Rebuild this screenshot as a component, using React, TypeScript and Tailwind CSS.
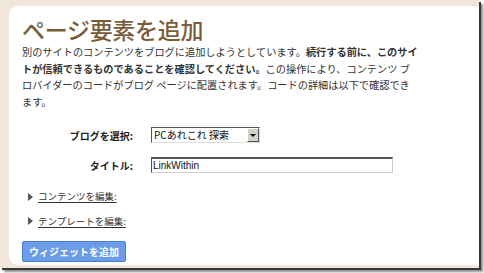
import React from 'react';

const jp = "font-['Noto_Sans_CJK_JP','Noto_Sans',sans-serif]";

function Disclosure({ label }: { label: string }) {
  return (
    <div className="flex items-center gap-[5px] pl-[6px]">
      <span className="block h-0 w-0 border-y-[4px] border-l-[5px] border-y-transparent border-l-[#555]" />
      <a href="#" className="text-[9.5px] leading-none text-[#333] underline underline-offset-2">
        {label}
      </a>
    </div>
  );
}

export default function App() {
  return (
    <div className={`h-[273px] w-[484px] bg-white ${jp}`}>
      <div className="flex h-[268px] w-[479px] flex-col bg-[#f0e7da] pt-[6px] pb-[3px] pl-[9px] shadow-[2px_2px_0_#3a3a3a,4px_4px_2px_#8a8a8a]">
        <div className="flex flex-1 flex-col rounded-l-[9px] bg-white pl-[13px] pt-[9px]">
          <h1 className="text-[23px] leading-[28px] font-medium tracking-[-0.3px] text-[#7b5c3a]">ページ要素を追加</h1>
          <p className="mt-[1px] text-[10.2px] leading-[16.5px] text-[#333] whitespace-nowrap">
            別のサイトのコンテンツをブログに追加しようとしています。<b>続行する前に、このサイ</b>
            <br />
            <b>トが信頼できるものであることを確認してください。</b>この操作により、コンテンツ ブ
            <br />
            ロバイダーのコードがブログ ページに配置されます。コードの詳細は以下で確認でき
            <br />
            ます。
          </p>

          <div className="mt-[17px] flex items-center">
            <span className="w-[112px] pr-[1px] text-right text-[10px] font-bold text-[#222]">ブログを選択:</span>
            <div className="ml-[17px] flex h-[16px] w-[109px] border border-t-[#555] border-l-[#555] border-r-[#ddd] border-b-[#ddd] bg-white">
              <span className="flex-1 pl-[2px] text-[10px] leading-[14px] text-[#111]">PCあれこれ 探索</span>
              <span className="flex w-[12px] items-center justify-center border border-t-[#fff] border-l-[#fff] border-r-[#555] border-b-[#555] bg-[#d4d0c8]">
                <span className="block h-0 w-0 border-x-[3px] border-t-[3px] border-x-transparent border-t-black" />
              </span>
            </div>
          </div>

          <div className="mt-[14px] flex items-center">
            <span className="w-[112px] pr-[1px] text-right text-[10px] font-bold text-[#222]">タイトル:</span>
            <div className="ml-[17px] flex h-[16px] w-[242px] items-center border border-t-[2px] border-t-[#555] border-l-[#555] border-r-[#ccc] border-b-[#ccc] bg-white pl-[1px] text-[10px] font-['Liberation_Sans',sans-serif] text-[#111]">
              LinkWithin
            </div>
          </div>

          <div className="mt-[19px]">
            <Disclosure label="コンテンツを編集:" />
          </div>
          <div className="mt-[15px]">
            <Disclosure label="テンプレートを編集:" />
          </div>

          <div className="mt-[11px]">
            <button className="h-[21px] w-[104px] rounded-[2px] border border-[#4a7fd8] bg-[#6a9ce8] text-[10px] font-bold text-white">
              ウィジェットを追加
            </button>
          </div>
        </div>
      </div>
    </div>
  );
}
********************
Work instructions — Say the number of lines in the listing that hold "React", with no added words.

Response to this exercise — 2